CONTRARY to the adage, the devil is actually in the retail. Certainly now, with the high street facing the toughest trading since the 1990-1 recession.
Profit warnings have become equivalent to multi-purchases. It is as difficult to keep up with the next struggling retailer as to remember everything you have bought on a post-Christmas sales shopping spree while still in the after-blow of a hangover.
Well-known names have been almost queuing up to go into administration (some to come straight back out the revolving viability door again via the controversial pre-packaging liquidation-feint).
But, after a plethora of festive trading updates from the high street, a not entirely surprising theme is emerging as to who are the winners and losers in the pivotal period of the year for many retailers.
As the Christmas cobwebs are blown away, it is clear food, drink and budget clothing have been high street pacesetters in terms of sales.
Unemployment fears or not, it seems the potentially condemned consumer decided he or she deserved a hearty literal and metaphorical meal before they might "go" in the baleful New Year.
Hence the strong performances under the tinsel of the likes of Sainsbury and Waitrose (with Tesco expected to continue the trend when it reports its recent trading next week).
The keen awareness of price in the cold economic conditions also explains the solid performance from "value" clothing chains like Peacocks and New Look. With figures due out next week, it would be strange if Primark had also not done well.
Restaurants and caterers are notoriously early into a recession and late out, as my Scotsman colleague Stephen McGinty underlined earlier this week with his survey of the bleak conditions facing the industry north of the Border.
That has opened the way for retailers specialising in cheaper eating options to also prosper through the Yuletide.
As a result, the likes of Dominos Pizza and bakery chain Greggs, did well, posting sales rises of 8 and 5 per cent respectively.
And the festive "losers"? Retailers specialising in big-ticket items like furniture, white goods, carpets, curtains and the like.
In troubled economic times, such discretionary buys – you don't eat the carpet unless exceptionally agitated – are considered ripe for deferral.
That has been reflected in some of the lacklustre figures from the likes of Debenhams and House of Fraser.
Carpetright put out a profit warning a week or so before Christmas after revealing like-for-like sales fell 13 per cent in the first six months of the year. Meanwhile, clothing retailers whose general image is for medium-to-upmarket pricing were hit significantly.
That includes the likes of Marks & Spencer and Next.
And looking ahead?
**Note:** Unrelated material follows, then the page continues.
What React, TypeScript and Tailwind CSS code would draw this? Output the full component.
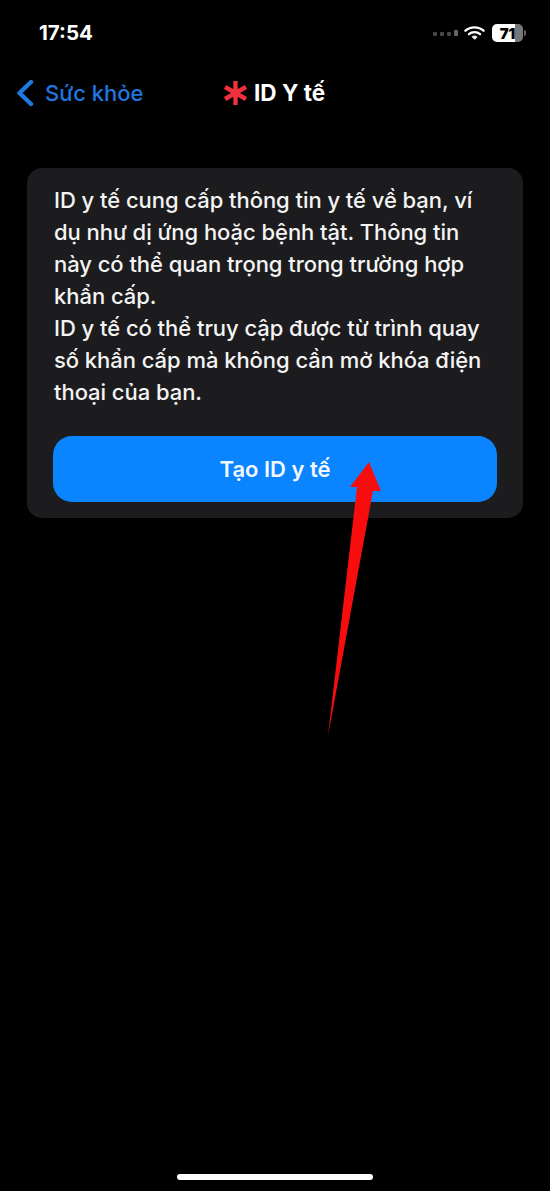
const font = "font-['Inter','Noto_Sans',sans-serif]";

function StatusIcons() {
  return (
    <div className="flex items-center">
      <div className="flex items-end gap-[3px] opacity-60">
        <span className="h-[4px] w-[4px] rounded-[1px] bg-[#777]" />
        <span className="h-[4px] w-[4px] rounded-[1px] bg-[#777]" />
        <span className="h-[4px] w-[4px] rounded-[1px] bg-[#777]" />
        <span className="h-[6px] w-[4px] rounded-[1px] bg-[#aaa]" />
      </div>
      <svg width="21" height="16" viewBox="0 0 22 16" className="ml-[6px]" fill="none" stroke="#fff" strokeLinecap="round">
        <path d="M1.5 5.6C6.7 0.8 15.3 0.8 20.5 5.6" strokeWidth="2.4" />
        <path d="M5.2 9.2C8.3 6.4 13.7 6.4 16.8 9.2" strokeWidth="2.4" />
        <path d="M11 14.4L8.6 12C10 10.9 12 10.9 13.4 12Z" fill="#fff" strokeWidth="1" />
      </svg>
      <div className="ml-[7px] flex h-[18px] w-[31px] items-center justify-center overflow-hidden rounded-[5px] bg-[linear-gradient(90deg,#fff_0%,#fff_74%,#777_74%,#777_100%)]">
        <span className="text-[15px] leading-none font-black text-black">71</span>
      </div>
      <span className="ml-[1px] h-[6px] w-[2px] rounded-r-sm bg-[#666]" />
    </div>
  );
}

export default function App() {
  return (
    <main className={`relative flex h-[1191px] w-[550px] flex-col overflow-hidden bg-black text-white ${font}`}>
      <header className="flex h-[66px] items-center justify-between pr-[24px] pl-[39px]">
        <span className="text-[20.5px] font-bold">17:54</span>
        <StatusIcons />
      </header>

      <nav className="relative flex h-[54px] items-center pl-[15px]">
        <svg width="20" height="28" viewBox="0 0 20 28" fill="none" stroke="#1f78e0" strokeWidth="4.4" strokeLinecap="round" strokeLinejoin="round">
          <path d="M16 3L4.5 14L16 25" />
        </svg>
        <span className="ml-[10px] text-[22px] font-medium text-[#1f78e0]">Sức khỏe</span>
        <div className="absolute top-0 left-[223px] flex h-full items-center">
          <svg width="25" height="26" viewBox="0 0 25 26" stroke="#f0303c" strokeWidth="4.4">
            <path d="M12.5 1V25M2 7L23 19M23 7L2 19" />
          </svg>
          <span className="ml-[6px] text-[22.5px] font-bold">ID Y tế</span>
        </div>
      </nav>

      <section className="mx-[27px] mt-[48px] flex h-[350px] flex-col rounded-[15px] bg-[#1c1c1e] px-[26px] pt-[16px]">
        <p className="pl-[1px] text-[22px] leading-[32px] font-[450] tracking-[-0.05px] text-[#f4f4f4]">
          ID y tế cung cấp thông tin y tế về bạn, ví
          <br />
          dụ như dị ứng hoặc bệnh tật. Thông tin
          <br />
          này có thể quan trọng trong trường hợp
          <br />
          khẩn cấp.
          <br />
          ID y tế có thể truy cập được từ trình quay
          <br />
          số khẩn cấp mà không cần mở khóa điện
          <br />
          thoại của bạn.
        </p>
        <button className="mt-[28px] flex h-[66px] items-center justify-center rounded-[19px] bg-[#0a84ff] text-[22px] font-semibold text-[#f2f8ff]">
          Tạo ID y tế
        </button>
      </section>

      <svg width="60" height="280" viewBox="0 0 60 280" className="absolute top-[460px] left-[325px]">
        <path d="M44 2L25 27L32 27L3 276L48 31L56 31Z" fill="#f70d0d" />
      </svg>

      <div className="mt-auto mb-[11px] h-[6px] w-[196px] self-center rounded-full bg-white" />
    </main>
  );
}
The high street misery and Darwinism is likely to continue.
The main debate among economists is whether the downturn will last just for most of 2009 or 2010 as well.
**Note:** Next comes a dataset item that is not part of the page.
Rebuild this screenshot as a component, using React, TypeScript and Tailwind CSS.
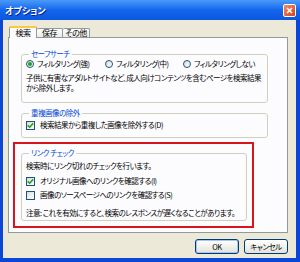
import React from "react";

const jp = "font-['Noto_Sans_CJK_JP',sans-serif] [font-feature-settings:'palt']";

const Radio: React.FC<{ checked?: boolean; label: string; width: string }> = ({ checked, label, width }) => (
  <div className={`flex items-center h-[10px] ${width}`}>
    <div className="w-[8px] h-[8px] rounded-full border border-[#1c5180] bg-gradient-to-br from-[#dcdcd5] to-white flex items-center justify-center shrink-0">
      {checked && <div className="w-[4px] h-[4px] rounded-full bg-[#21a121]" />}
    </div>
    <span className="ml-[3px] leading-[10px] whitespace-nowrap">{label}</span>
  </div>
);

const Check: React.FC<{ checked?: boolean; label: string }> = ({ checked, label }) => (
  <div className="flex items-center h-[10px]">
    <div className="w-[9px] h-[9px] border border-[#1c5180] bg-gradient-to-br from-[#dcdcd5] to-white flex items-center justify-center shrink-0">
      {checked && (
        <svg width="7" height="7" viewBox="0 0 7 7">
          <path d="M0.8 3.4 L2.6 5.2 L6.2 1.4" stroke="#21a121" strokeWidth="1.6" fill="none" />
        </svg>
      )}
    </div>
    <span className="ml-[5px] leading-[10px] whitespace-nowrap">{label}</span>
  </div>
);

const Group: React.FC<{ title: string; className: string; children: React.ReactNode }> = ({ title, className, children }) => (
  <fieldset className={`border border-[#d0d0bf] rounded-[3px] ${className}`}>
    <legend className="ml-[3px] px-[2px] text-[#0046d5] leading-[10px]">{title}</legend>
    {children}
  </fieldset>
);

export default function App() {
  return (
    <div className={`w-[300px] h-[262px] bg-[#0a46d8] flex flex-col text-[7.5px] tracking-[-0.5px] text-black ${jp}`}>
      {/* title bar */}
      <div className="h-[20px] shrink-0 flex items-center justify-between bg-gradient-to-b from-[#4a9af9] via-[#1466ec] to-[#0a58e0] pl-[5px] pr-[4px]">
        <span className="text-white font-bold text-[9px] tracking-normal leading-none [text-shadow:1px_1px_0_#0a1f8c]">オプション</span>
        <div className="w-[13px] h-[13px] rounded-[2px] border border-white bg-gradient-to-br from-[#f08c6a] to-[#d2400f] flex items-center justify-center">
          <svg width="7" height="7" viewBox="0 0 7 7">
            <path d="M1 1 L6 6 M6 1 L1 6" stroke="white" strokeWidth="1.5" />
          </svg>
        </div>
      </div>

      {/* body */}
      <div className="flex-1 ml-[3px] mr-[4px] mb-[4px] bg-[#ece9d8] flex flex-col pl-[5px] pr-[8px] pt-[7px]">
        {/* tabs */}
        <div className="flex items-end ml-[1px] h-[11px] relative z-10 -mb-px text-[8px]">
          <div className="w-[28px] h-[12px] bg-[#fcfcfe] border-x border-[#919b9c] border-t-[2px] border-t-[#ffc83c] rounded-t-[2px] flex items-center justify-center leading-none">
            検索
          </div>
          <div className="w-[26px] h-[9px] bg-gradient-to-b from-white to-[#ecebe6] border-r border-t border-[#919b9c] rounded-t-[2px] flex items-center justify-center leading-none mb-px">
            保存
          </div>
          <div className="w-[27px] h-[9px] bg-gradient-to-b from-white to-[#ecebe6] border-r border-t border-[#919b9c] rounded-t-[2px] flex items-center justify-center leading-none mb-px">
            その他
          </div>
        </div>

        {/* panel */}
        <div className="w-[280px] h-[196px] bg-[#fcfcfe] border border-[#919b9c] flex flex-col">
          <Group title="セーフサーチ" className="ml-[12px] mt-[11px] w-[247px] h-[54px] px-[4px]">
            <div className="flex">
              <Radio checked label="フィルタリング(強)" width="w-[79px]" />
              <Radio label="フィルタリング(中)" width="w-[78px]" />
              <Radio label="フィルタリングしない" width="w-[80px]" />
            </div>
            <div className="mt-[4px] leading-[10px] whitespace-nowrap">
              <div>子供に有害なアダルトサイトなど、成人向けコンテンツを含むページを検索結果</div>
              <div>から除外します。</div>
            </div>
          </Group>

          <Group title="重複画像の除外" className="ml-[12px] mt-[5px] w-[247px] h-[30px] px-[4px]">
            <div className="mt-[2px]">
              <Check checked label="検索結果から重複した画像を除外する(D)" />
            </div>
          </Group>

          <div className="ml-[4px] mt-[4px] w-[241px] border-2 border-[#d8141c] pt-[4px] pb-[5px] pl-[6px]">
            <Group title="リンク チェック" className="w-[226px] h-[73px] px-[4px]">
              <div className="pt-[3px] leading-[9px]">検索時にリンク切れのチェックを行います。</div>
              <div className="mt-[6px] flex flex-col gap-[4px]">
                <Check checked label="オリジナル画像へのリンクを確認する(I)" />
                <Check label="画像のソースページへのリンクを確認する(S)" />
              </div>
              <div className="mt-[8px] leading-[9px] whitespace-nowrap">注意: これを有効にすると、検索のレスポンスが遅くなることがあります。</div>
            </Group>
          </div>
        </div>

        {/* buttons */}
        <div className="flex justify-end gap-[5px] mt-[6px]">
          <button className="w-[44px] h-[15px] rounded-[3px] border border-[#003c74] bg-gradient-to-b from-white to-[#e3e3db] shadow-[inset_0_0_0_1px_#a8c6f5] leading-none">
            OK
          </button>
          <button className="w-[44px] h-[15px] rounded-[3px] border border-[#003c74] bg-gradient-to-b from-white to-[#e3e3db] leading-none">
            キャンセル
          </button>
        </div>
      </div>
    </div>
  );
}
Personally, I think summer 2010 is the earliest we can hope for any noticeable upturn in the economy generally, although we may well see the odd shaft of sunshine before then.
And, in that context, retailing is likely to remain bleak as well.
FOR sure, the brass plate-and-20-per-cent-performance-fee boys certainly caught a cold in 2008.
The hedge fund lights are dimming all over Mayfair.
It proved the industry's worst-ever year, with the average fund losing just under 19 per cent, according to data from hedge fund consulting firm Hennessee Group.
Hennessee says that there was a 0.76 per cent rise in the average hedge fund performance in December – scant consolation for the poor annual result.
Especially galling for an even more ego-driven slice of the financial sector than usual, conventional wisdom is that hedge funds are supposed to do better in times of volatility.
They didn't. Showing just what a shock to the system 2008 must have been for the funds, the previous worst industry performance was back in 2002.
In that year the average hedge fund lost a shade under 3 per cent.
Maybe proliferation is the problem. Back in the early Noughties there were estimated to be about 5,000 hedge funds. Now there thought to be more than 9,000.
Last year it was definitely not a case of the more the merrier.